The Brazos does not begin as just one giant river. It is formed by three forks known as the Clear Fork, Salt Fork and Double Mountain, with each fork beginning only as small ditches or drainages in far Northwest Texas. The three forks basically flow eastward at first, making many turns to the south and north as they wind their way to a final junction west of Graham in Young County where they become one long arm that winds its way southward through the heart of Texas all the way to its coast.

One morning not long ago, I awoke from my small one-man tent on the banks of the Clear Fork in Shackelford County. Heavy rains that fell three days earlier had put the river on the move. At the yawn of dawn, I stepped from the tent onto ground, damp with heavy dew. I stood there for a few minutes to take in my surroundings.
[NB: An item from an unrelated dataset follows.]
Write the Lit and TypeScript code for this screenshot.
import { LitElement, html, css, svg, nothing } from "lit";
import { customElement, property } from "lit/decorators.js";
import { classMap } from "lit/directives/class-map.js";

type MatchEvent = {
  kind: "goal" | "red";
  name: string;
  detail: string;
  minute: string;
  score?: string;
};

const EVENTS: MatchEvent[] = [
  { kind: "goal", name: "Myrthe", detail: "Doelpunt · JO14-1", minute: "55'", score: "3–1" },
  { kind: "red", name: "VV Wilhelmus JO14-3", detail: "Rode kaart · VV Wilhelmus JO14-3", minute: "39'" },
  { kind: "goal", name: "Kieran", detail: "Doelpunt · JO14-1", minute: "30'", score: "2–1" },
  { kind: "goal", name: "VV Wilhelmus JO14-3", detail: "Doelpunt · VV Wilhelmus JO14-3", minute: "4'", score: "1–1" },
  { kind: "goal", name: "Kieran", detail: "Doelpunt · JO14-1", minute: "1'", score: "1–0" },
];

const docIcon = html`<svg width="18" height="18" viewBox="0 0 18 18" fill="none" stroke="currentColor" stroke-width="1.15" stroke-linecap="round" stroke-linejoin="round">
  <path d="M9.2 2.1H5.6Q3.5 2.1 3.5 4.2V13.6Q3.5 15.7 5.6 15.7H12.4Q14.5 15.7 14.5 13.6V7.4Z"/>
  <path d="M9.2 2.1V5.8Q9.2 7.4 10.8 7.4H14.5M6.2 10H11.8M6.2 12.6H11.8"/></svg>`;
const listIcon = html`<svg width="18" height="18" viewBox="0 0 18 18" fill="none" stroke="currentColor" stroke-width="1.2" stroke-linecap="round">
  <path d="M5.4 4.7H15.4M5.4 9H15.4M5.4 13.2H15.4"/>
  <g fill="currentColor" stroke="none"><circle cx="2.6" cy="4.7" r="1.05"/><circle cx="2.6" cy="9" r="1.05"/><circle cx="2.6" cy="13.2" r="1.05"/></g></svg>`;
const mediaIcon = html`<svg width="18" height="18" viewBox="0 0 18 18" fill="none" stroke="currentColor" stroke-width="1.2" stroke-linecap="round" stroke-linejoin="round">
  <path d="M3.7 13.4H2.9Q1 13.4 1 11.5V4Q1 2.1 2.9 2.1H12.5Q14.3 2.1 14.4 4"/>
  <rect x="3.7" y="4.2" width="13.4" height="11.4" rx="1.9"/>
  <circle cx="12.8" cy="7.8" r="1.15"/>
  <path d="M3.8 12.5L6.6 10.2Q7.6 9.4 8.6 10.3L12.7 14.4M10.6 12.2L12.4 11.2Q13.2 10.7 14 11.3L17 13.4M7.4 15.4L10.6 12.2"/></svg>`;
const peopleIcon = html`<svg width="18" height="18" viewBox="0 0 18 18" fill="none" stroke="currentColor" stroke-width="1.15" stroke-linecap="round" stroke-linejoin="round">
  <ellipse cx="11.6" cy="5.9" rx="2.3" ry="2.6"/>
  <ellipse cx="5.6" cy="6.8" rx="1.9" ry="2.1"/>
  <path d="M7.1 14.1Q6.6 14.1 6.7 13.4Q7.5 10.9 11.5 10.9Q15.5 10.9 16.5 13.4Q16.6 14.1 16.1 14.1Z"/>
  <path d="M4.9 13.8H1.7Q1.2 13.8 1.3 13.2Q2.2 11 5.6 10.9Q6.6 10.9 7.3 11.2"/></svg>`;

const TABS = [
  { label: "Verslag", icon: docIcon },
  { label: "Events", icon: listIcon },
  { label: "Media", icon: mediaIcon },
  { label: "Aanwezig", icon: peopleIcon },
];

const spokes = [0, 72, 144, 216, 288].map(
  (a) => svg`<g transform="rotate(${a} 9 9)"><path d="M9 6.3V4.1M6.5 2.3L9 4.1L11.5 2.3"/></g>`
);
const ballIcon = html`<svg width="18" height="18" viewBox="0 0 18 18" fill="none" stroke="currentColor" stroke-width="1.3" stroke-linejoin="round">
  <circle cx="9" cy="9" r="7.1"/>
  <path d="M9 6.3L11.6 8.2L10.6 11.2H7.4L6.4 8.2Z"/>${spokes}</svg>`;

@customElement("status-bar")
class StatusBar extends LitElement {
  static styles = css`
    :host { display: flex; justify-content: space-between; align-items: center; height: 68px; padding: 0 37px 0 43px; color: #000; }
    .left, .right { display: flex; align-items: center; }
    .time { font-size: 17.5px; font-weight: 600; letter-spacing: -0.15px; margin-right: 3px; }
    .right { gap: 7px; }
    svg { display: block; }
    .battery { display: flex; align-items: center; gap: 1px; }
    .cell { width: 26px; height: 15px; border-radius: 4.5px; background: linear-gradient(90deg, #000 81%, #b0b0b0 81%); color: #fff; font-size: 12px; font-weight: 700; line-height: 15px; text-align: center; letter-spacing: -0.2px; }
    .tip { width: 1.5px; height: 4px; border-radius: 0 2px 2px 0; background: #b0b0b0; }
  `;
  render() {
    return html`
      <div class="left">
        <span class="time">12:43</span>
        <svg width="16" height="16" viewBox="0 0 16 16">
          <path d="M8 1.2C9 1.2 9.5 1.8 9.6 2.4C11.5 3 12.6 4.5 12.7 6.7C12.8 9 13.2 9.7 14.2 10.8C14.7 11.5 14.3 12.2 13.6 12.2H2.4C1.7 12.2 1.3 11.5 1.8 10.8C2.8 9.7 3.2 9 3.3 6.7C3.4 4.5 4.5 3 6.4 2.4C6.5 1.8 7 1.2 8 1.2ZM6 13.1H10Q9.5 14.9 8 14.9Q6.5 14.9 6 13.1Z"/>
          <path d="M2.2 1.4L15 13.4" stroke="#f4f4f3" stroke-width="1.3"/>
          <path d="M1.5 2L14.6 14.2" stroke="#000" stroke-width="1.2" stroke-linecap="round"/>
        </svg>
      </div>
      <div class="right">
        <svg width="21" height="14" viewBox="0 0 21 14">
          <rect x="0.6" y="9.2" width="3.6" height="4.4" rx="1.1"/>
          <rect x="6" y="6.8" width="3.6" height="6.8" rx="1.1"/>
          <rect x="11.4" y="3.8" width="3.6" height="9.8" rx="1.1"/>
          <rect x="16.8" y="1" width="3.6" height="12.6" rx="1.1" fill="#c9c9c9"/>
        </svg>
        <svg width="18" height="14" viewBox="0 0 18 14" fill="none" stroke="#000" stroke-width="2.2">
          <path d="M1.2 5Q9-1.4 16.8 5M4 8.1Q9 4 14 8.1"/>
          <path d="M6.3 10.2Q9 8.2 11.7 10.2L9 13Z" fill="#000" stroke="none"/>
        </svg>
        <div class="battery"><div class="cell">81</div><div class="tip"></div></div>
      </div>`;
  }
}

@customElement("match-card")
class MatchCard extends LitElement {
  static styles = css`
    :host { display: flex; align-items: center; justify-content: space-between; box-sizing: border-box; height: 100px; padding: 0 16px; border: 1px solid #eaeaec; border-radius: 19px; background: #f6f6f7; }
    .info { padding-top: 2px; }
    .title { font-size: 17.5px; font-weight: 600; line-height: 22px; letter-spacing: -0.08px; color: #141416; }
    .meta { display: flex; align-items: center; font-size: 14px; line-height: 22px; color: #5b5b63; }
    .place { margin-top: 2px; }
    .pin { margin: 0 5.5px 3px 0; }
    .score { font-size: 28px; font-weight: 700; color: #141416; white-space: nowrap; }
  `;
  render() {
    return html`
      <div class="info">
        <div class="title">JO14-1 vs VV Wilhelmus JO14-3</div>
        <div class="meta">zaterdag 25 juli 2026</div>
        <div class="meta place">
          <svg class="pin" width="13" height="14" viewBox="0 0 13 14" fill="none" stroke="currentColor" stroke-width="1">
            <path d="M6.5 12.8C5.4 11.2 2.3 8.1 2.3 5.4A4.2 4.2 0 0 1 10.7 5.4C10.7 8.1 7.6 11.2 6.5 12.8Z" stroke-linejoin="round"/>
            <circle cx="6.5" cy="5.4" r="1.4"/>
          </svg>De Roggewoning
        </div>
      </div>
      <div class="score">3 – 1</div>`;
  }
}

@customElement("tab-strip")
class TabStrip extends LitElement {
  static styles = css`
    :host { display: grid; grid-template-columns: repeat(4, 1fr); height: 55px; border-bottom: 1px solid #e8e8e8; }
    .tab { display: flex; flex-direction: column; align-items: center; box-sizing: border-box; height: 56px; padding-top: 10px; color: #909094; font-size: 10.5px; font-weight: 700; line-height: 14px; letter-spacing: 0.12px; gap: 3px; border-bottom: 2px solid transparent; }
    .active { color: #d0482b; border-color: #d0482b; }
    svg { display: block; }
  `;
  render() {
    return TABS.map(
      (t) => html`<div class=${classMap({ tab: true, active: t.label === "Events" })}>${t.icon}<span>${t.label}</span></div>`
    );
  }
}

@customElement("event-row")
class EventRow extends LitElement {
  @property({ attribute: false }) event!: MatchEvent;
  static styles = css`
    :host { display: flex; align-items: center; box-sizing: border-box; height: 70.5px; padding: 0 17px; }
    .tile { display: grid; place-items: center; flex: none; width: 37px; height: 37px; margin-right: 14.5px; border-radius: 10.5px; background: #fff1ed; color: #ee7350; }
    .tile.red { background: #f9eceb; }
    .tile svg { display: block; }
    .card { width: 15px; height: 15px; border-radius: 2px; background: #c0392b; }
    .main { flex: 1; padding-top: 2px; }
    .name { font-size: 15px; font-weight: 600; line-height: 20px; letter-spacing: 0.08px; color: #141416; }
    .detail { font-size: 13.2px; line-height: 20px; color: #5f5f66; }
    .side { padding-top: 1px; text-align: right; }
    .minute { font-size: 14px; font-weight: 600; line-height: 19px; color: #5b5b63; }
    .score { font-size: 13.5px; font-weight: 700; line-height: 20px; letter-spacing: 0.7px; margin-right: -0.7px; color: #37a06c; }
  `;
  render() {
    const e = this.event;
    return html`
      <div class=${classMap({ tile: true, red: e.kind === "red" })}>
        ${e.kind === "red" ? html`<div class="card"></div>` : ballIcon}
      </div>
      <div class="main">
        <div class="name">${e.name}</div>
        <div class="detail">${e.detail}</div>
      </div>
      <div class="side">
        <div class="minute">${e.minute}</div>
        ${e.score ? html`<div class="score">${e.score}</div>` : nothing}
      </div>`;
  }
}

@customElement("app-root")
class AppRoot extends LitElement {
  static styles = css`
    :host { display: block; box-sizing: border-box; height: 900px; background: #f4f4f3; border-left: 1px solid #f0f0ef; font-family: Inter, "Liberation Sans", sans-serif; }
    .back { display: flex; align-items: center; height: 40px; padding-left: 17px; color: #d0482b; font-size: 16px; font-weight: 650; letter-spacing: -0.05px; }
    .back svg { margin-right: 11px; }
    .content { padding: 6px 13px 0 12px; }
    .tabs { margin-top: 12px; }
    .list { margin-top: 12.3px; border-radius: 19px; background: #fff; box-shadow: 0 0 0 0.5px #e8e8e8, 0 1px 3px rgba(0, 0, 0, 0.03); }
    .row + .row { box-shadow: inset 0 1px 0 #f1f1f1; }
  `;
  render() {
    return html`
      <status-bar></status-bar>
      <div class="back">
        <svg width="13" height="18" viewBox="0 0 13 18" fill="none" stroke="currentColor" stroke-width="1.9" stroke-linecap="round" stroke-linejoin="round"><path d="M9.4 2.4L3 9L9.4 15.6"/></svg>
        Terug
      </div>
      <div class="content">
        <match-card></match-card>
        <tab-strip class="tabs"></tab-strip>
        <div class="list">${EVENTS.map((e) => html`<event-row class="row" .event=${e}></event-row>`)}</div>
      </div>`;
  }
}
Everything was so quiet, even the river flowed smoothly without the sound of a ripple going over the shallow rocks. A red-tailed hawk left its perch on a huge, dead pecan tree and glided noiselessly across the river to another tree. A fish rolled at the surface in the darkness of a small inlet but I wouldn't have known it if I hadn't been looking that way. The silence was almost deafening.

Soon, however, the river and its surroundings came alive. Two, maybe three gobblers sounded off from their roosts upstream. Cardinals began to chirp as they hopped from branch to branch and a squirrel scampered up a nearby tree and began chattering. If I had been hunting, I would have thrown a rock at that tattling little rascal because he was letting the whole world know I was there.
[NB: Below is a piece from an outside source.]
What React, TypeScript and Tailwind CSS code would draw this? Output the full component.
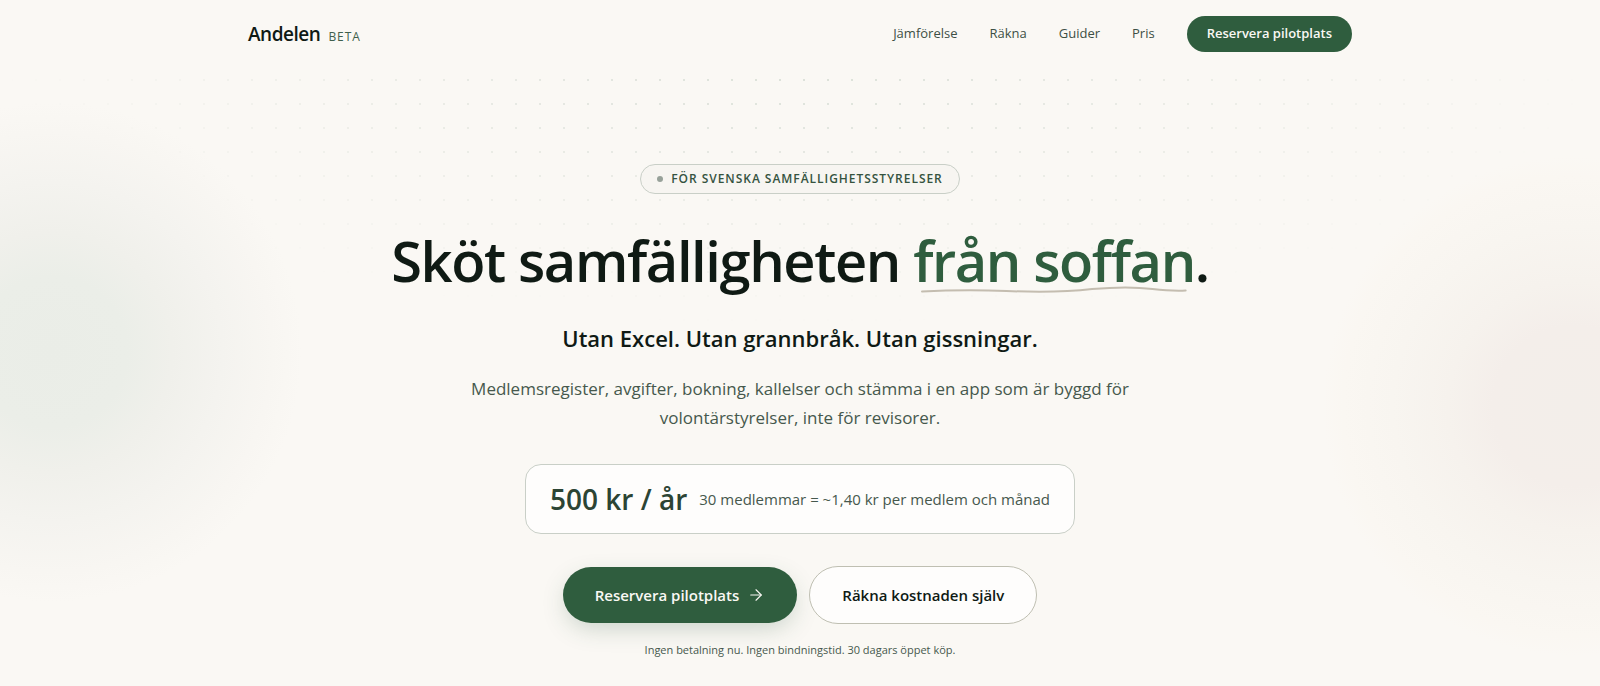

Well, not the whole world. Not the catfish in the Brazos. No, they were more concerned about finding something to eat in the moving current than they were with anything moving about in the woods away from the river. As I walked over to my 12-foot, flat-bottom boat to get my fishing gear, I looked up-river just in time to see the turkeys fly from their roost.

Now that's where I need to be, I remember thinking to myself, right under that turkey roost. Turkeys, you see, like to roost in bends of creeks and rivers and that's exactly where those gobblers had roosted and any catfish fisherman knows that a bend in a river usually is a good place to catch ol' whiskers, too.

Before sliding my boat from the bank, I waded out into about four feet of water and tied two-drop (limb) lines to overhanging willow branches. On an earlier, 32-day canoe excursion down the Clear Fork, I had used limb lines baited with the livers and hearts of squirrels and bullfrogs I bagged along the way, but this morning I baited them with frozen shrimp I had bought at a store on the way to the river.

On the canoe trip, catching catfish was the sole responsibility of my drop lines, but today they were hung from the willows as extra backups for my rod and reel. After baiting the lines, I used a short paddle to scull my boat across the river and then down the bank to where the turkeys had roosted. I tied the boat off to a boulder that was lodged in the river a few feet from the deep hole.

The Clear Fork of the Brazos does not have a lot of deep holes in it. So finding one at least 10 to 15 feet deep was a treat. Most of the time, the river runs across water only inches to five or six feet deep, fluctuating with the amount of rainfall the generally dry area receives. I baited one rod with another piece of shrimp and made a cast toward the dirt embankment, letting the shrimp fall to the bottom before taking out some of the slack line.